Dioceses Differ in Revealing Abuse Allegations
By Eric Gorski
Denver Post Religion
Downloaded June 19, 2003
One year after U.S. Catholic bishops adopted a policy to quell an unprecedented clergy abuse scandal, dioceses are differing vastly in how much information they will share about how it is playing out.
Nearly all the nation's 195 dioceses have adopted or beefed up sexual abuse policies based on last June's meeting in Dallas.
The Denver and Colorado Springs dioceses, for example, assembled review boards primarily of lay people to weigh any new allegations and offer recommendations to their respective bishops.
But the dioceses vary in how much they are willing to discuss.
Fran Maier, chancellor of the Denver archdiocese, said Wednesday that the archdiocese won't disclose whether it has received any abuse allegations in the last year. He called it part of a long-standing policy meant to protect both the victims and the accused.
Colorado Springs Bishop Michael Sheridan, whose diocese includes Douglas County, said this week that there have been no allegations since last summer.
The Archdiocese of Chicago, the nation's second largest, has said it has received 50 new reports of alleged sexual misconduct by priests since last June.
The disclosure issue is sensitive because many Catholics view the scandal as an outgrowth of an institutional culture that has been closed and secretive for too long.
American bishops will gather in St. Louis starting today for their spring meeting. A brief update will be presented on the status of the Dallas policy.
The resignation of former Oklahoma Gov. Frank Keating earlier this week from a national lay review board has thrust the scandal back into the headlines.
"For some bishops, there's concern about privacy and legal liability," said the Rev. Thomas Reese, editor of the Jesuit magazine America. "Some bishops just don't want to expose all the dirty laundry in public."
There's general agreement the church has taken steps forward, particularly in its commitment to taking allegations to outside authorities and preventing abusive priests from being moved from parish to parish, Reese said.
The differences in disclosure are not surprising because the U.S. church is not as centralized as the public believes, he said.
The Denver archdiocese adopted a sexual abuse policy in 1991 and revised it after the Dallas meeting.
Archbishop Charles Chaput said last year that there are no abusers serving in the archdiocese.

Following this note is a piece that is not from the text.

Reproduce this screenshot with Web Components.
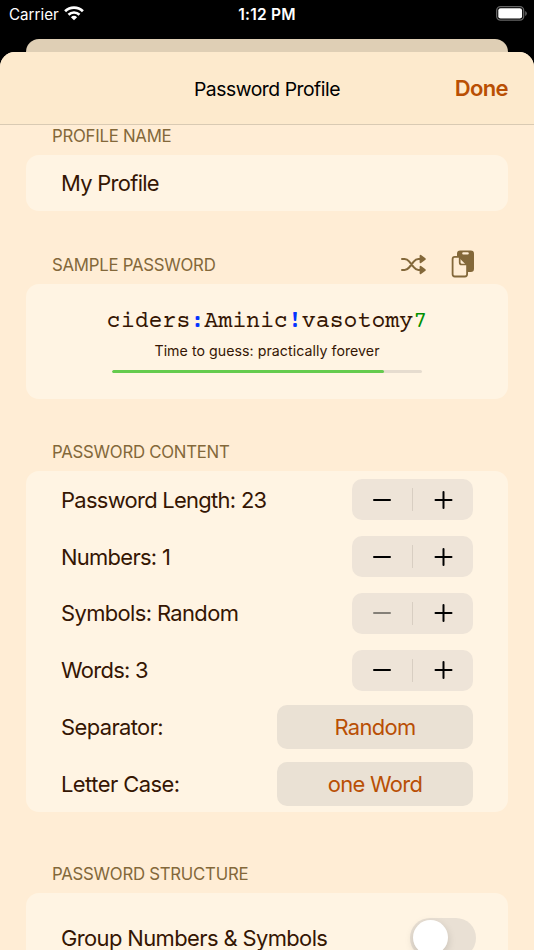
<!DOCTYPE html>
<html lang="en">
<head>
<meta charset="utf-8">
<title>Password Profile</title>
<style>
    body {
        margin: 0;
        height: 950px;
        overflow: hidden;
        background: #000;
        font-family: Inter, "Liberation Sans", sans-serif;
        --text: #351603;
        --accent: #b94f04;
        --muted: #83683a;
        --page: #ffedd5;
        --card: #fff4e3;
    }
</style>
</head>
<body>
<profile-sheet>
    <form-section label="Profile Name" style="height: 86.4px">
        <form-row style="height: 56.4px">My Profile</form-row>
    </form-section>
    <form-section label="Sample Password" style="height: 188px">
        <sample-actions slot="actions"></sample-actions>
        <password-sample strength="87.7">ciders:Aminic!vasotomy7</password-sample>
    </form-section>
    <form-section label="Password Content" style="height: 412.6px">
        <form-row>Password Length: 23<value-stepper slot="control"></value-stepper></form-row>
        <form-row>Numbers: 1<value-stepper slot="control"></value-stepper></form-row>
        <form-row style="letter-spacing: -0.62px">Symbols: Random<value-stepper slot="control" at-min></value-stepper></form-row>
        <form-row>Words: 3<value-stepper slot="control"></value-stepper></form-row>
        <form-row style="letter-spacing: -0.6px">Separator:<option-button slot="control">Random</option-button></form-row>
        <form-row style="letter-spacing: -0.53px">Letter Case:<option-button slot="control">one Word</option-button></form-row>
    </form-section>
    <form-section label="Password Structure" style="height: 170.4px">
        <form-row style="height: 89px; letter-spacing: -0.6px">Group Numbers &amp; Symbols<toggle-switch slot="control"></toggle-switch></form-row>
    </form-section>
</profile-sheet>

<script>
class StatusBar extends HTMLElement {
    constructor() {
        super();
        this.attachShadow({mode: "open"}).innerHTML = `
        <style>
        :host {
            display: grid;
            grid-template-columns: 1fr auto 1fr;
            align-items: center;
            height: 28px;
            padding: 0 9px;
            color: #fff;
            font-size: 15.2px;
        }
        .network {
            display: flex;
            align-items: center;
            gap: 5px;
        }
        .time {
            font-size: 15.5px;
            font-weight: 600;
            letter-spacing: 0.2px;
        }
        .battery {
            justify-self: end;
            margin-right: -2px;
        }
        svg {
            display: block;
            margin-top: -2px;
        }
        </style>
        <div class="network">
            <span>Carrier</span>
            <svg width="20" height="15" viewBox="0 0 20 15" fill="none" stroke="#fff" stroke-width="2.7">
                <path d="M1.1 5.2a12.8 12.8 0 0 1 17.8 0M4.5 8.7a8 8 0 0 1 11 0"/>
                <path d="M10 14.3 6.9 11.2a4.5 4.5 0 0 1 6.2 0z" fill="#fff" stroke="none"/>
            </svg>
        </div>
        <span class="time">1:12 PM</span>
        <svg class="battery" width="31" height="15" viewBox="0 0 31 15">
            <rect x=".7" y=".7" width="27" height="13.4" rx="3.8" fill="none" stroke="#666" stroke-width="1.3"/>
            <rect x="2.3" y="2.3" width="23.8" height="10.2" rx="2.2" fill="#fff"/>
            <path d="M29.3 5v5q1.4-.8 1.4-2.5T29.3 5z" fill="#777"/>
        </svg>`;
    }
}

class ProfileSheet extends HTMLElement {
    constructor() {
        super();
        this.attachShadow({mode: "open"}).innerHTML = `
        <style>
        :host {
            display: flex;
            flex-direction: column;
            height: 950px;
        }
        .behind {
            flex: none;
            height: 13px;
            margin: 11px 26px 0;
            border-radius: 13px 13px 0 0;
            background: #dfcfb5;
        }
        .sheet {
            flex: 1;
            min-height: 0;
            overflow: hidden;
            border-radius: 15px 15px 0 0;
            background: var(--page);
        }
        header {
            display: grid;
            grid-template-columns: 1fr auto 1fr;
            align-items: center;
            box-sizing: border-box;
            height: 73px;
            padding: 0 26px;
            border-bottom: 1px solid #d9cab3;
            background: #fdeacd;
        }
        h1 {
            grid-column: 2;
            margin: 0;
            padding-top: 2px;
            color: #000;
            font-size: 19.35px;
            font-weight: 400;
            letter-spacing: -0.48px;
        }
        .done {
            justify-self: end;
            color: var(--accent);
            font-size: 22px;
            font-weight: 600;
            letter-spacing: -0.6px;
        }
        </style>
        <status-bar></status-bar>
        <div class="behind"></div>
        <div class="sheet">
            <header><h1>Password Profile</h1><span class="done">Done</span></header>
            <slot></slot>
        </div>`;
    }
}

class FormSection extends HTMLElement {
    constructor() {
        super();
        this.attachShadow({mode: "open"}).innerHTML = `
        <style>
        :host {
            display: flex;
            flex-direction: column;
            padding: 0 26px;
        }
        .heading {
            flex: 1;
            display: flex;
            justify-content: space-between;
            align-items: flex-end;
            padding: 0 32px 0 26px;
        }
        h2 {
            margin: 0 0 9px;
            color: var(--muted);
            font-size: 16.77px;
            font-weight: 400;
            line-height: 20px;
            letter-spacing: -0.25px;
            text-transform: uppercase;
        }
        .card {
            flex: none;
            border-radius: 13px;
            background: var(--card);
        }
        </style>
        <div class="heading"><h2>${this.getAttribute("label")}</h2><slot name="actions"></slot></div>
        <div class="card"><slot></slot></div>`;
    }
}

class FormRow extends HTMLElement {
    constructor() {
        super();
        this.attachShadow({mode: "open"}).innerHTML = `
        <style>
        :host {
            display: flex;
            justify-content: space-between;
            align-items: center;
            box-sizing: border-box;
            height: 56.75px;
            padding: 0 35px;
            color: var(--text);
            font-size: 21.93px;
            letter-spacing: -0.7px;
            white-space: nowrap;
        }
        </style>
        <span><slot></slot></span>
        <slot name="control"></slot>`;
    }
}

class SampleActions extends HTMLElement {
    constructor() {
        super();
        this.attachShadow({mode: "open"}).innerHTML = `
        <style>
        :host {
            display: flex;
            align-items: center;
            gap: 24px;
            margin: 0 1px 6px 0;
            color: var(--muted);
        }
        svg {
            display: block;
        }
        </style>
        <svg width="27" height="21" viewBox="0 0 27 21" fill="none" stroke="currentColor" stroke-width="2" stroke-linecap="round" stroke-linejoin="round">
            <path d="M2 5h2.6c2 0 3.2.8 4.500 2.400l4.600 5.800c1.500 1.900 2.800 2.800 4.700 2.800h2M2 16h2.600c2 0 3.200-.9 4.500-2.500l4.600-5.900c1.500-1.800 2.800-2.600 4.700-2.600h2"/>
            <path d="M20.500 1.700v6.600l4.400-3.300zM20.500 12.700v6.600l4.400-3.300z" fill="currentColor" stroke-width="1.8"/>
        </svg>
        <svg width="24" height="28" viewBox="0 0 24 28">
            <path d="M9.200.5h10.600q3.200 0 3.200 3.200v15.100q0 3.200-3.200 3.200H16V14L8 7H6V3.700q0-3.200 3.200-3.200z" fill="currentColor"/>
            <rect x="11.2" y="2.2" width="6.6" height="2.3" rx="1.1" fill="#ffedd5"/>
            <path d="M3.800 6.900h4.600l7.700 7.700v9.700q0 2.200-2.200 2.200H3.800q-2.200 0-2.200-2.200V9.100q0-2.200 2.200-2.200z" fill="#ffedd5" stroke="currentColor" stroke-width="1.8"/>
            <path d="M8.700 7.200v5.300q0 2 2 2h5.300" fill="none" stroke="currentColor" stroke-width="1.7"/>
        </svg>`;
    }
}

class PasswordSample extends HTMLElement {
    constructor() {
        super();
        // digits are green, anything that is not a letter or digit is blue
        const password = this.textContent
            .replace(/[^A-Za-z0-9]|[0-9]/g, c => `<span class="${/\d/.test(c) ? "digit" : "symbol"}">${c}</span>`);
        this.attachShadow({mode: "open"}).innerHTML = `
        <style>
        :host {
            display: flex;
            flex-direction: column;
            align-items: center;
            box-sizing: border-box;
            height: 115px;
            padding-top: 23.6px;
            color: var(--text);
        }
        .password {
            font: 23.22px/28px "Courier Prime", "Liberation Mono", monospace;
        }
        .symbol {
            color: #0433ff;
            font-weight: 700;
        }
        .digit {
            color: #008f00;
        }
        .guess {
            margin-top: 6px;
            font-size: 14.2px;
            line-height: 18px;
            letter-spacing: 0.04px;
        }
        .meter {
            width: 310px;
            height: 3px;
            margin-top: 10px;
            border-radius: 2px;
            overflow: hidden;
            background: #e6dccf;
        }
        .level {
            width: ${this.getAttribute("strength")}%;
            height: 100%;
            border-radius: 2px;
            background: #65cb4e;
        }
        </style>
        <div class="password">${password}</div>
        <div class="guess">Time to guess: practically forever</div>
        <div class="meter"><div class="level"></div></div>`;
    }
}

class ValueStepper extends HTMLElement {
    constructor() {
        super();
        this.attachShadow({mode: "open"}).innerHTML = `
        <style>
        :host {
            display: flex;
            align-items: center;
            width: 121px;
            height: 41px;
            border-radius: 10px;
            background: #eee4d8;
        }
        svg {
            flex: 1;
            height: 20px;
            stroke: #000;
            stroke-width: 2;
            stroke-linecap: round;
        }
        :host([at-min]) .minus {
            stroke: #858078;
        }
        .divider {
            width: 1px;
            height: 23px;
            background: #d8cec2;
        }
        </style>
        <svg class="minus" viewBox="0 0 60 20"><path d="M22 10h16"/></svg>
        <div class="divider"></div>
        <svg viewBox="0 0 60 20"><path d="M22.5 10h16M30.5 2v16"/></svg>`;
    }
}

class OptionButton extends HTMLElement {
    constructor() {
        super();
        this.attachShadow({mode: "open"}).innerHTML = `
        <style>
        :host {
            display: flex;
            align-items: center;
            justify-content: center;
            width: 196px;
            height: 44px;
            border-radius: 10px;
            background: #eae1d4;
            color: var(--accent);
            letter-spacing: -0.68px;
        }
        </style>
        <slot></slot>`;
    }
}

class ToggleSwitch extends HTMLElement {
    constructor() {
        super();
        this.attachShadow({mode: "open"}).innerHTML = `
        <style>
        :host {
            display: flex;
            align-items: center;
            box-sizing: border-box;
            width: 66px;
            height: 40px;
            margin-right: -3px;
            padding: 0 2.5px;
            border-radius: 20px;
            background: #e9e0d4;
        }
        .knob {
            width: 35px;
            height: 35px;
            border-radius: 50%;
            background: #fff;
            box-shadow: 0 3px 8px rgba(0, 0, 0, 0.15);
        }
        </style>
        <div class="knob"></div>`;
    }
}

customElements.define("status-bar", StatusBar);
customElements.define("profile-sheet", ProfileSheet);
customElements.define("form-section", FormSection);
customElements.define("form-row", FormRow);
customElements.define("sample-actions", SampleActions);
customElements.define("password-sample", PasswordSample);
customElements.define("value-stepper", ValueStepper);
customElements.define("option-button", OptionButton);
customElements.define("toggle-switch", ToggleSwitch);
</script>
</body>
</html>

Maier said that for every diocese that has chosen full disclosure in the past year, there are two or three that haven't. The archdiocese also has declined to identify lay members on its review board.
"The easy thing to do is assume there is a genetic resistance to revealing information," Maier said. "That really is a misrepresentation of what the motives and intentions are. Our approach has always been that in balancing the rights of the victim, or the alleged victim, and the rights of the accused, full disclosure can do as much or more damage as respecting that privacy."
Gwyn Green, chairwoman of Rocky Mountain Call to Action, a liberal Catholic reform group, said the archdiocese should be more forthcoming.
"The message has been, 'You don't have to get upset, laity, because there's no problem here and we know better than you anyway,"' she said.